GIVEN EXERCISE:
Repeat the entries below exactly as they appear, with no pictures.

+ + + + +

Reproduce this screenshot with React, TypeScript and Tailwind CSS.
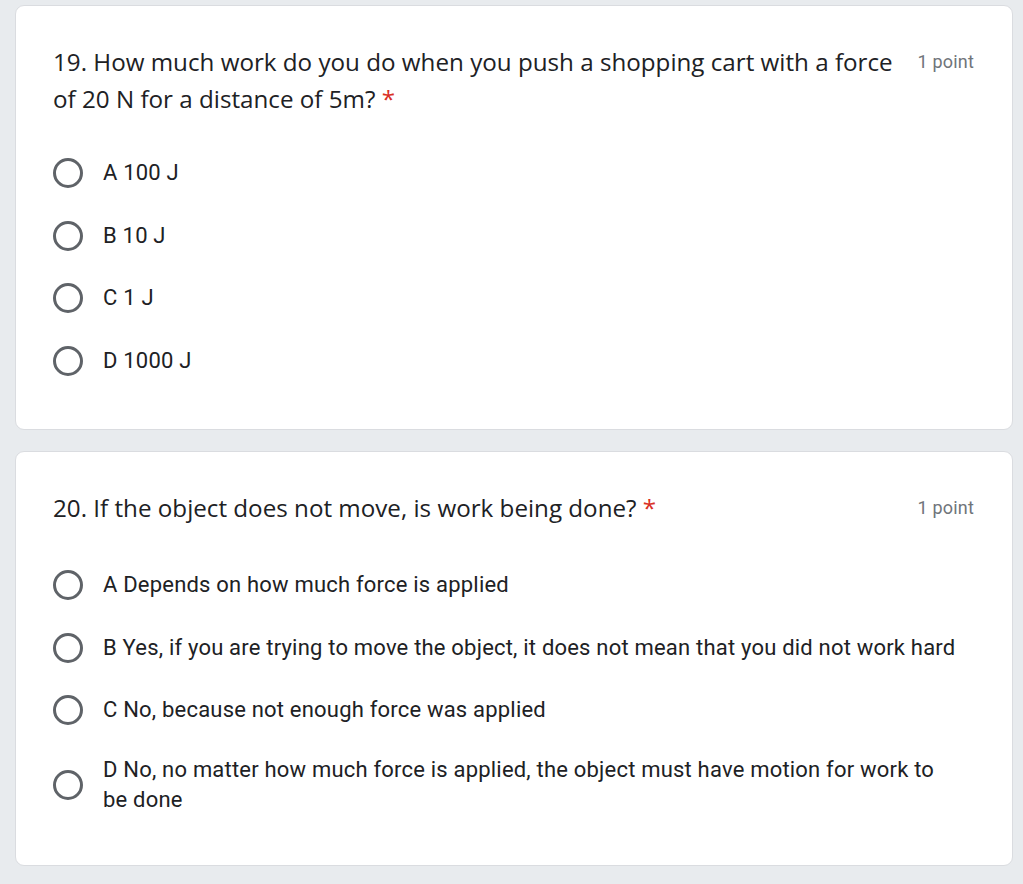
import React from "react";

type Q = {
  title: string;
  options: string[];
};

const questions: Q[] = [
  {
    title: "19. How much work do you do when you push a shopping cart with a force of 20 N for a distance of 5m?",
    options: ["A 100 J", "B 10 J", "C 1 J", "D 1000 J"],
  },
  {
    title: "20. If the object does not move, is work being done?",
    options: [
      "A Depends on how much force is applied",
      "B Yes, if you are trying to move the object, it does not mean that you did not work hard",
      "C No, because not enough force was applied",
      "D No, no matter how much force is applied, the object must have motion for work to be done",
    ],
  },
];

function Radio() {
  return (
    <div className="h-[36.5px] shrink-0 flex items-center">
      <div className="w-[30px] h-[30px] rounded-full border-[3px] border-[#5f6368] box-border" />
    </div>
  );
}

function Card({ q }: { q: Q }) {
  return (
    <div className="bg-white border border-[#dadce0] rounded-[9px] pl-[37px] pr-[38px] pt-[37px] pb-[37px]">
      <div className="flex items-start justify-between gap-[20px] min-h-[40px]">
        <h2
          className="text-[24.2px] leading-[37px] text-[#202124]"
          style={{ fontFamily: '"Open Sans", sans-serif' }}
        >
          {q.title}&nbsp;<span className="text-[#d93025]">*</span>
        </h2>
        <div
          className="shrink-0 text-[18px] leading-[37px] text-[#70757a] whitespace-nowrap tracking-[0.2px]"
          style={{ fontFamily: 'Roboto, sans-serif' }}
        >
          1 point
        </div>
      </div>
      <div className="mt-[25px] flex flex-col">
        {q.options.map((o) => (
          <div key={o} className="flex items-center gap-[20px] py-[13px]">
            <Radio />
            <div
              className="text-[22px] leading-[30px] text-[#202124] tracking-[0.2px] pr-[12px]"
              style={{ fontFamily: 'Roboto, sans-serif' }}
            >
              {o}
            </div>
          </div>
        ))}
      </div>
    </div>
  );
}

export default function App() {
  return (
    <div className="min-h-[884px] bg-[#e8ebee] pt-[5px] pb-[18px]">
      <div className="ml-[15px] w-[998px] flex flex-col gap-[21px]">
        {questions.map((q) => (
          <Card key={q.title} q={q} />
        ))}
      </div>
    </div>
  );
}
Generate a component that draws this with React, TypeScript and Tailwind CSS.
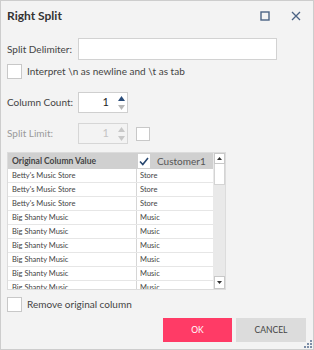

+ + + + +

WORKED ANSWER:
Reproduce this screenshot with React, TypeScript and Tailwind CSS.
import React from "react";

type Q = {
  title: string;
  options: string[];
};

const questions: Q[] = [
  {
    title: "19. How much work do you do when you push a shopping cart with a force of 20 N for a distance of 5m?",
    options: ["A 100 J", "B 10 J", "C 1 J", "D 1000 J"],
  },
  {
    title: "20. If the object does not move, is work being done?",
    options: [
      "A Depends on how much force is applied",
      "B Yes, if you are trying to move the object, it does not mean that you did not work hard",
      "C No, because not enough force was applied",
      "D No, no matter how much force is applied, the object must have motion for work to be done",
    ],
  },
];

function Radio() {
  return (
    <div className="h-[36.5px] shrink-0 flex items-center">
      <div className="w-[30px] h-[30px] rounded-full border-[3px] border-[#5f6368] box-border" />
    </div>
  );
}

function Card({ q }: { q: Q }) {
  return (
    <div className="bg-white border border-[#dadce0] rounded-[9px] pl-[37px] pr-[38px] pt-[37px] pb-[37px]">
      <div className="flex items-start justify-between gap-[20px] min-h-[40px]">
        <h2
          className="text-[24.2px] leading-[37px] text-[#202124]"
          style={{ fontFamily: '"Open Sans", sans-serif' }}
        >
          {q.title}&nbsp;<span className="text-[#d93025]">*</span>
        </h2>
        <div
          className="shrink-0 text-[18px] leading-[37px] text-[#70757a] whitespace-nowrap tracking-[0.2px]"
          style={{ fontFamily: 'Roboto, sans-serif' }}
        >
          1 point
        </div>
      </div>
      <div className="mt-[25px] flex flex-col">
        {q.options.map((o) => (
          <div key={o} className="flex items-center gap-[20px] py-[13px]">
            <Radio />
            <div
              className="text-[22px] leading-[30px] text-[#202124] tracking-[0.2px] pr-[12px]"
              style={{ fontFamily: 'Roboto, sans-serif' }}
            >
              {o}
            </div>
          </div>
        ))}
      </div>
    </div>
  );
}

export default function App() {
  return (
    <div className="min-h-[884px] bg-[#e8ebee] pt-[5px] pb-[18px]">
      <div className="ml-[15px] w-[998px] flex flex-col gap-[21px]">
        {questions.map((q) => (
          <Card key={q.title} q={q} />
        ))}
      </div>
    </div>
  );
}
Generate a component that draws this with React, TypeScript and Tailwind CSS.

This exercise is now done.